The numbers: An early look at U.S. trade patterns in October showed a nearly 6% decline in the nation’s trade deficit in goods. The gap was the lowest level in 17 months, but the U.S. is still likely to post the biggest deficit in 2019 in 11 years.
The trade deficit in goods fell to $66.5 billion in October from a revised $70.5 billion in the prior month, the government said Tuesday.
Economists surveyed by MarketWatch had forecast a $71.8 billion deficit.
The advanced report also revealed an 0.2% increase in wholesale inventories and a 0.3% gain in retail inventories.
What happened: Imports of foreign-made goods declined by $5 billion to $201.8 billion in October, perhaps reflecting a recent pattern of up-and-down figures depending on the timing of new U.S. tariffs on China. Companies rush to buy imports before tariffs go into effect and cut back later on.
Exports of U.S. goods slipped by a smaller $900 million to $135.3 billion.
Most trading between countries involves goods such as autos, airplanes, oil, chemicals, electronics, clothing and the like.
The full October trade report comes out next week and includes services. The U.S. has run a surplus for years in services such as banking, tourism and entertainment, but they reflect a small portion of trade. The services balance doesn’t change much from month to month.

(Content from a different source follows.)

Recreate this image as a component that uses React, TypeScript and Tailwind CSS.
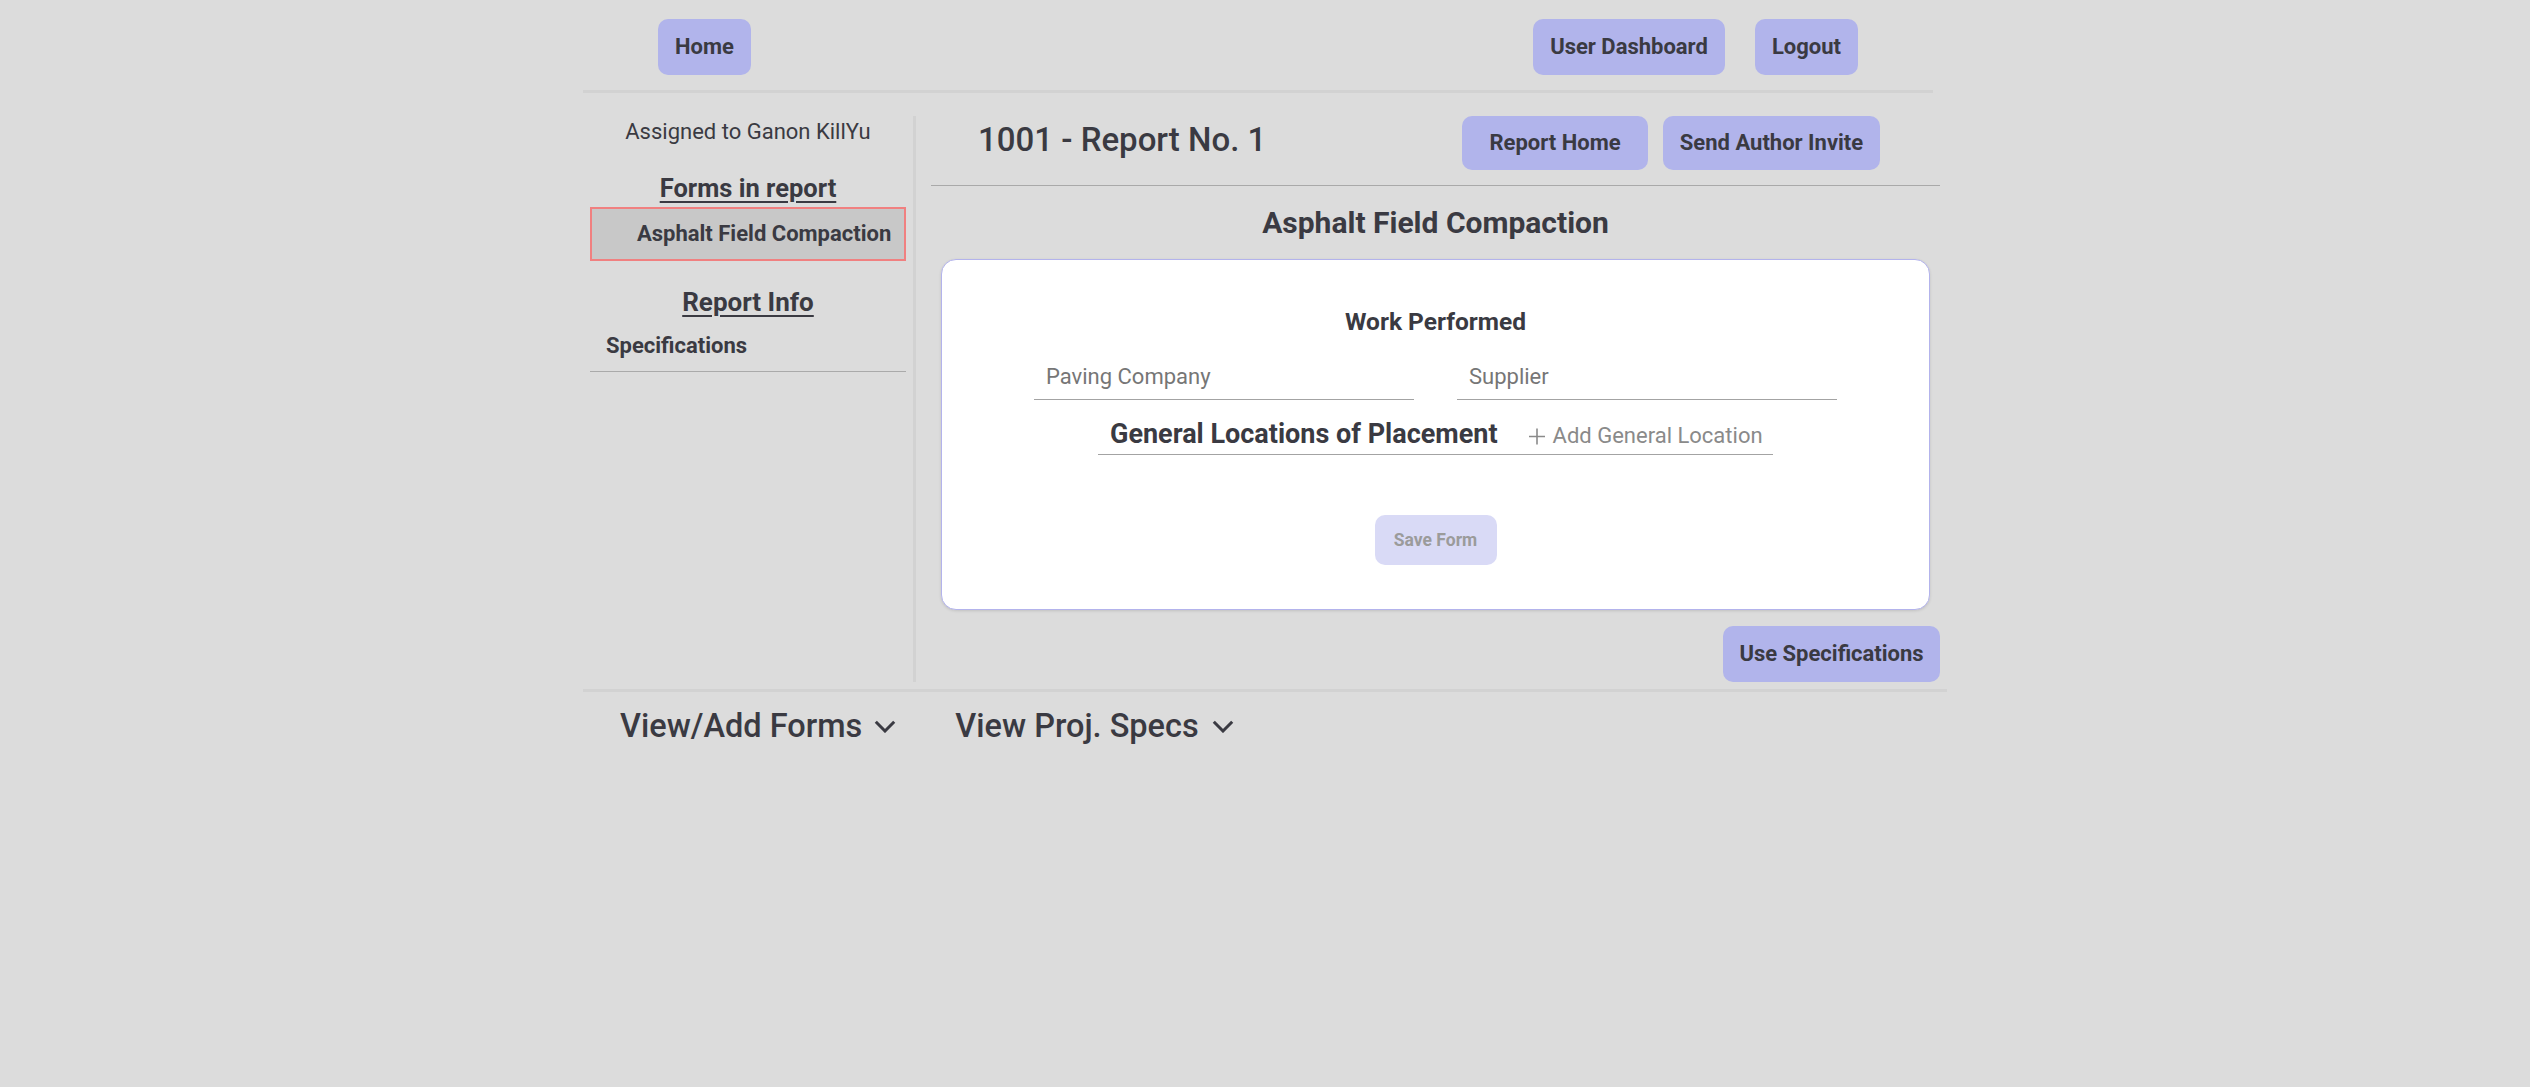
import React from "react";

const btn =
  "flex items-center justify-center rounded-[10px] bg-[#b1b4eb] text-[#3a3a42] font-bold text-[22px] leading-[24px]";

function Chevron() {
  return (
    <svg width="22" height="13" viewBox="0 0 22 13" fill="none" className="shrink-0">
      <polyline points="1.8,1.8 11,11 20.2,1.8" stroke="#3a3a42" strokeWidth="3" strokeLinejoin="miter" />
    </svg>
  );
}

export default function App() {
  return (
    <div className="min-h-screen bg-[#dcdcdc] font-['Roboto',sans-serif] text-[#3a3a42]">
      <div className="w-[1364px] mx-auto">
        {/* Top nav */}
        <nav className="w-[1350px] flex justify-between items-center px-[75px] pt-[19px] pb-[15px] border-b-[3px] border-[#d2d2d2]">
          <button className={`${btn} w-[93px] h-[56px]`}>Home</button>
          <div className="flex gap-[30px]">
            <button className={`${btn} w-[192px] h-[56px]`}>User Dashboard</button>
            <button className={`${btn} w-[103px] h-[56px]`}>Logout</button>
          </div>
        </nav>

        {/* Main */}
        <div className="flex pt-[23px] pb-[7px] border-b-[3px] border-[#d2d2d2]">
          <aside className="w-[333px] shrink-0 border-r-[3px] border-[#d2d2d2] px-[7px] pt-[4px]">
            <div className="text-center text-[22px] leading-[24px]">Assigned to Ganon KillYu</div>
            <div className="mt-[29px] text-center text-[25.5px] leading-[30px] font-bold underline underline-offset-[4px] decoration-[2px]">
              Forms in report
            </div>
            <div className="mt-[4px] h-[54px] border-2 border-[#f08080] bg-[#c8c8c8] flex items-center pl-[45px] text-[22px] leading-[24px] font-bold">
              Asphalt Field Compaction
            </div>
            <div className="mt-[26px] text-center text-[26px] leading-[30px] font-bold underline underline-offset-[4px] decoration-[2px]">
              Report Info
            </div>
            <div className="mt-[17px] pl-[16px] pb-[13px] border-b border-[#aaaaaa] text-[22px] leading-[24px] font-bold">
              Specifications
            </div>
          </aside>

          <main className="flex-1 pl-[15px] pr-[7px] flex flex-col">
            <div className="flex items-start pb-[15px] border-b border-[#a9a9a9]">
              <h1 className="pl-[47px] mt-[5px] text-[33px] leading-[38px] font-medium">1001 - Report No. 1</h1>
              <div className="ml-auto mr-[60px] flex gap-[15px]">
                <button className={`${btn} w-[186px] h-[54px]`}>Report Home</button>
                <button className={`${btn} w-[217px] h-[54px]`}>Send Author Invite</button>
              </div>
            </div>

            <h2 className="mt-[20px] text-center text-[30px] leading-[34px] font-bold">Asphalt Field Compaction</h2>

            <div className="mt-[19px] mx-[10px] bg-white border border-[#b3b3ec] rounded-[15px] shadow-[0_1px_3px_rgba(0,0,0,0.12)] pt-[48px] pb-[44px] flex flex-col items-center">
              <div className="text-[24.5px] leading-[28px] font-bold">Work Performed</div>
              <div className="mt-[28px] flex gap-[43px]">
                <input
                  placeholder="Paving Company"
                  className="w-[380px] h-[36px] pl-[12px] pb-[11px] bg-transparent outline-none border-b border-[#a3a3a3] text-[22px] leading-[24px] placeholder:text-[#767676]"
                />
                <input
                  placeholder="Supplier"
                  className="w-[380px] h-[36px] pl-[12px] pb-[11px] bg-transparent outline-none border-b border-[#a3a3a3] text-[22px] leading-[24px] placeholder:text-[#767676]"
                />
              </div>
              <div className="mt-[18px] w-[675px] flex items-baseline pl-[12px] pb-[4px] border-b border-[#a3a3a3]">
                <span className="text-[27px] leading-[32px] font-bold">General Locations of Placement</span>
                <span className="ml-[31px] flex items-baseline text-[#8a8a8a]">
                  <svg width="16" height="17" viewBox="0 0 16 17" className="self-start mt-[4px]" fill="none">
                    <path d="M8 0.5V16.5M0 8.5H16" stroke="#8a8a8a" strokeWidth="1.6" />
                  </svg>
                  <span className="ml-[8px] text-[22px] leading-[24px]">Add General Location</span>
                </span>
              </div>
              <button className="mt-[60px] w-[122px] h-[50px] rounded-[10px] bg-[#d9daf6] text-[#9b9b9b] font-bold text-[17.5px]">
                Save Form
              </button>
            </div>

            <div className="mt-[16px] flex justify-end">
              <button className={`${btn} w-[217px] h-[56px]`}>Use Specifications</button>
            </div>
          </main>
        </div>

        {/* Bottom */}
        <div className="flex items-center pl-[37px] pt-[15px]">
          <div className="flex items-center gap-[12px]">
            <span className="text-[32.5px] leading-[38px] font-medium">View/Add Forms</span>
            <Chevron />
          </div>
          <div className="ml-[59px] flex items-center gap-[13px]">
            <span className="text-[32.5px] leading-[38px] font-medium">View Proj. Specs</span>
            <Chevron />
          </div>
        </div>
      </div>
    </div>
  );
}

In September the total U.S. trade deficit was $52.5 billion.
Big picture: The U.S. has run large trade deficits for years and nothing has really changed despite on-and-off efforts to reduce them. Even though Trump administration tariffs have caused Chinese imports to decline, imports from other countries have risen.
Higher deficits subtract from gross domestic product, though rising inventories add to GDP.